[Exercise]
Reproduce the listing exactly and skip over any pictures.

[Data block]
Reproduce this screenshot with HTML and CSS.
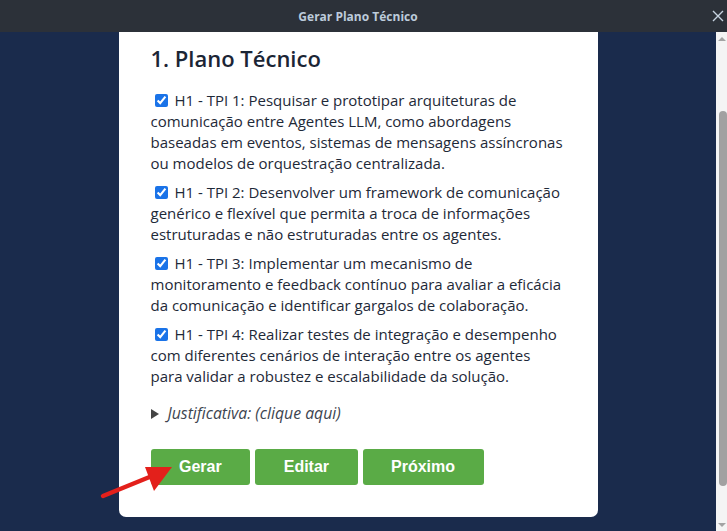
FILE: index.html
```html
<!DOCTYPE html>
<html lang="pt">
<head>
<meta charset="utf-8">
<title>Gerar Plano Técnico</title>
<link rel="stylesheet" href="styles.css">
</head>
<body>
<div class="window">
  <header class="titlebar">
    <span class="title">Gerar Plano Técnico</span>
    <svg class="close" width="12" height="12" viewBox="0 0 12 12"><path d="M1 1L11 11M11 1L1 11" stroke="#c6d3e0" stroke-width="1.4" fill="none"/></svg>
  </header>
  <div class="viewport">
    <div class="stage">
      <section class="card">
        <h2 class="heading">1. Plano Técnico</h2>
        <ul class="items">
          <li><label><input type="checkbox" checked> H1 - TPI 1: Pesquisar e prototipar arquiteturas de comunicação entre Agentes LLM, como abordagens baseadas em eventos, sistemas de mensagens assíncronas ou modelos de orquestração centralizada.</label></li>
          <li><label><input type="checkbox" checked> H1 - TPI 2: Desenvolver um framework de comunicação genérico e flexível que permita a troca de informações estruturadas e não estruturadas entre os agentes.</label></li>
          <li><label><input type="checkbox" checked> H1 - TPI 3: Implementar um mecanismo de monitoramento e feedback contínuo para avaliar a eficácia da comunicação e identificar gargalos de colaboração.</label></li>
          <li><label><input type="checkbox" checked> H1 - TPI 4: Realizar testes de integração e desempenho com diferentes cenários de interação entre os agentes para validar a robustez e escalabilidade da solução.</label></li>
        </ul>
        <div class="summary"><span class="tri"></span><em>Justificativa: (clique aqui)</em></div>
        <div class="actions">
          <button class="btn">Gerar</button>
          <button class="btn">Editar</button>
          <button class="btn">Próximo</button>
        </div>
      </section>
    </div>
    <div class="scrollbar">
      <span class="arrow-up"></span>
      <span class="thumb"></span>
      <span class="arrow-down"></span>
    </div>
  </div>
  <svg class="pointer" width="727" height="531" viewBox="0 0 727 531">
    <path d="M103 496L152 476" stroke="#e3201b" stroke-width="4.5" stroke-linecap="round" fill="none"/>
    <path d="M172 467L145 467L154 491Z" fill="#e3201b"/>
  </svg>
</div>
</body>
</html>
```
FILE: styles.css
```css
html, body {
  margin: 0;
  padding: 0;
  width: 727px;
  height: 531px;
  overflow: hidden;
  background: #1a2b4c;
}
.window {
  position: relative;
  width: 727px;
  height: 531px;
  display: flex;
  flex-direction: column;
}
.titlebar {
  height: 32px;
  background: #2c3139;
  display: flex;
  align-items: center;
  justify-content: center;
  padding-right: 11px;
  position: relative;
  flex: none;
}
.title {
  font-family: "Open Sans", sans-serif;
  font-weight: 700;
  font-size: 12px;
  color: #bccbdb;
  letter-spacing: 0;
}
.close {
  position: absolute;
  right: 3px;
  top: 10px;
}
.viewport {
  flex: 1;
  display: flex;
  overflow: hidden;
}
.stage {
  flex: 1;
  display: flex;
  justify-content: center;
  align-items: flex-start;
}
.card {
  width: 414px;
  background: #fff;
  padding: 10px 33px 32px 32px;
  border-radius: 0 0 7px 7px;
  font-family: "Open Sans", sans-serif;
  color: #1e2938;
}
.heading {
  margin: 0 0 16px;
  font-size: 22px;
  line-height: 32px;
  font-weight: 600;
  color: #1b2535;
}
.items {
  list-style: none;
  margin: 0;
  padding: 0;
  display: flex;
  flex-direction: column;
  gap: 8px;
}
.items li {
  font-size: 15px;
  line-height: 21px;
}
.items input {
  width: 13px;
  height: 13px;
  margin: 0 3px 0 4px;
  vertical-align: -1px;
  accent-color: #1a73e8;
}
.summary {
  margin-top: 16px;
  display: flex;
  align-items: center;
  gap: 9px;
  font-size: 15.8px;
  line-height: 21px;
  color: #3d4550;
}
.tri {
  width: 0;
  height: 0;
  border-left: 8px solid #444;
  border-top: 5px solid transparent;
  border-bottom: 5px solid transparent;
}
.actions {
  margin-top: 25px;
  display: flex;
  gap: 5px;
}
.btn {
  height: 36px;
  padding: 0 28.5px;
  border: none;
  border-radius: 3px;
  background: #5aab46;
  color: #fff;
  font-family: "Liberation Sans", Arial, sans-serif;
  font-weight: 700;
  font-size: 16px;
}
.scrollbar {
  width: 11px;
  background: #f4f4f4;
  position: relative;
  flex: none;
}
.arrow-up, .arrow-down {
  position: absolute;
  left: 2px;
  width: 0;
  height: 0;
  border-left: 4px solid transparent;
  border-right: 4px solid transparent;
}
.arrow-up {
  top: 5px;
  border-bottom: 4px solid #a3a3a3;
}
.arrow-down {
  bottom: 4px;
  border-top: 4px solid #a3a3a3;
}
.thumb {
  position: absolute;
  left: 3px;
  right: 0;
  top: 79px;
  height: 375px;
  background: #a1a1a1;
  border-radius: 4px;
}
.pointer {
  position: absolute;
  left: 0;
  top: 0;
  pointer-events: none;
}
```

[Solution to this exercise]
Reproduce this screenshot with HTML and CSS.
FILE: index.html
```html
<!DOCTYPE html>
<html lang="pt">
<head>
<meta charset="utf-8">
<title>Gerar Plano Técnico</title>
<link rel="stylesheet" href="styles.css">
</head>
<body>
<div class="window">
  <header class="titlebar">
    <span class="title">Gerar Plano Técnico</span>
    <svg class="close" width="12" height="12" viewBox="0 0 12 12"><path d="M1 1L11 11M11 1L1 11" stroke="#c6d3e0" stroke-width="1.4" fill="none"/></svg>
  </header>
  <div class="viewport">
    <div class="stage">
      <section class="card">
        <h2 class="heading">1. Plano Técnico</h2>
        <ul class="items">
          <li><label><input type="checkbox" checked> H1 - TPI 1: Pesquisar e prototipar arquiteturas de comunicação entre Agentes LLM, como abordagens baseadas em eventos, sistemas de mensagens assíncronas ou modelos de orquestração centralizada.</label></li>
          <li><label><input type="checkbox" checked> H1 - TPI 2: Desenvolver um framework de comunicação genérico e flexível que permita a troca de informações estruturadas e não estruturadas entre os agentes.</label></li>
          <li><label><input type="checkbox" checked> H1 - TPI 3: Implementar um mecanismo de monitoramento e feedback contínuo para avaliar a eficácia da comunicação e identificar gargalos de colaboração.</label></li>
          <li><label><input type="checkbox" checked> H1 - TPI 4: Realizar testes de integração e desempenho com diferentes cenários de interação entre os agentes para validar a robustez e escalabilidade da solução.</label></li>
        </ul>
        <div class="summary"><span class="tri"></span><em>Justificativa: (clique aqui)</em></div>
        <div class="actions">
          <button class="btn">Gerar</button>
          <button class="btn">Editar</button>
          <button class="btn">Próximo</button>
        </div>
      </section>
    </div>
    <div class="scrollbar">
      <span class="arrow-up"></span>
      <span class="thumb"></span>
      <span class="arrow-down"></span>
    </div>
  </div>
  <svg class="pointer" width="727" height="531" viewBox="0 0 727 531">
    <path d="M103 496L152 476" stroke="#e3201b" stroke-width="4.5" stroke-linecap="round" fill="none"/>
    <path d="M172 467L145 467L154 491Z" fill="#e3201b"/>
  </svg>
</div>
</body>
</html>
```
FILE: styles.css
```css
html, body {
  margin: 0;
  padding: 0;
  width: 727px;
  height: 531px;
  overflow: hidden;
  background: #1a2b4c;
}
.window {
  position: relative;
  width: 727px;
  height: 531px;
  display: flex;
  flex-direction: column;
}
.titlebar {
  height: 32px;
  background: #2c3139;
  display: flex;
  align-items: center;
  justify-content: center;
  padding-right: 11px;
  position: relative;
  flex: none;
}
.title {
  font-family: "Open Sans", sans-serif;
  font-weight: 700;
  font-size: 12px;
  color: #bccbdb;
  letter-spacing: 0;
}
.close {
  position: absolute;
  right: 3px;
  top: 10px;
}
.viewport {
  flex: 1;
  display: flex;
  overflow: hidden;
}
.stage {
  flex: 1;
  display: flex;
  justify-content: center;
  align-items: flex-start;
}
.card {
  width: 414px;
  background: #fff;
  padding: 10px 33px 32px 32px;
  border-radius: 0 0 7px 7px;
  font-family: "Open Sans", sans-serif;
  color: #1e2938;
}
.heading {
  margin: 0 0 16px;
  font-size: 22px;
  line-height: 32px;
  font-weight: 600;
  color: #1b2535;
}
.items {
  list-style: none;
  margin: 0;
  padding: 0;
  display: flex;
  flex-direction: column;
  gap: 8px;
}
.items li {
  font-size: 15px;
  line-height: 21px;
}
.items input {
  width: 13px;
  height: 13px;
  margin: 0 3px 0 4px;
  vertical-align: -1px;
  accent-color: #1a73e8;
}
.summary {
  margin-top: 16px;
  display: flex;
  align-items: center;
  gap: 9px;
  font-size: 15.8px;
  line-height: 21px;
  color: #3d4550;
}
.tri {
  width: 0;
  height: 0;
  border-left: 8px solid #444;
  border-top: 5px solid transparent;
  border-bottom: 5px solid transparent;
}
.actions {
  margin-top: 25px;
  display: flex;
  gap: 5px;
}
.btn {
  height: 36px;
  padding: 0 28.5px;
  border: none;
  border-radius: 3px;
  background: #5aab46;
  color: #fff;
  font-family: "Liberation Sans", Arial, sans-serif;
  font-weight: 700;
  font-size: 16px;
}
.scrollbar {
  width: 11px;
  background: #f4f4f4;
  position: relative;
  flex: none;
}
.arrow-up, .arrow-down {
  position: absolute;
  left: 2px;
  width: 0;
  height: 0;
  border-left: 4px solid transparent;
  border-right: 4px solid transparent;
}
.arrow-up {
  top: 5px;
  border-bottom: 4px solid #a3a3a3;
}
.arrow-down {
  bottom: 4px;
  border-top: 4px solid #a3a3a3;
}
.thumb {
  position: absolute;
  left: 3px;
  right: 0;
  top: 79px;
  height: 375px;
  background: #a1a1a1;
  border-radius: 4px;
}
.pointer {
  position: absolute;
  left: 0;
  top: 0;
  pointer-events: none;
}
```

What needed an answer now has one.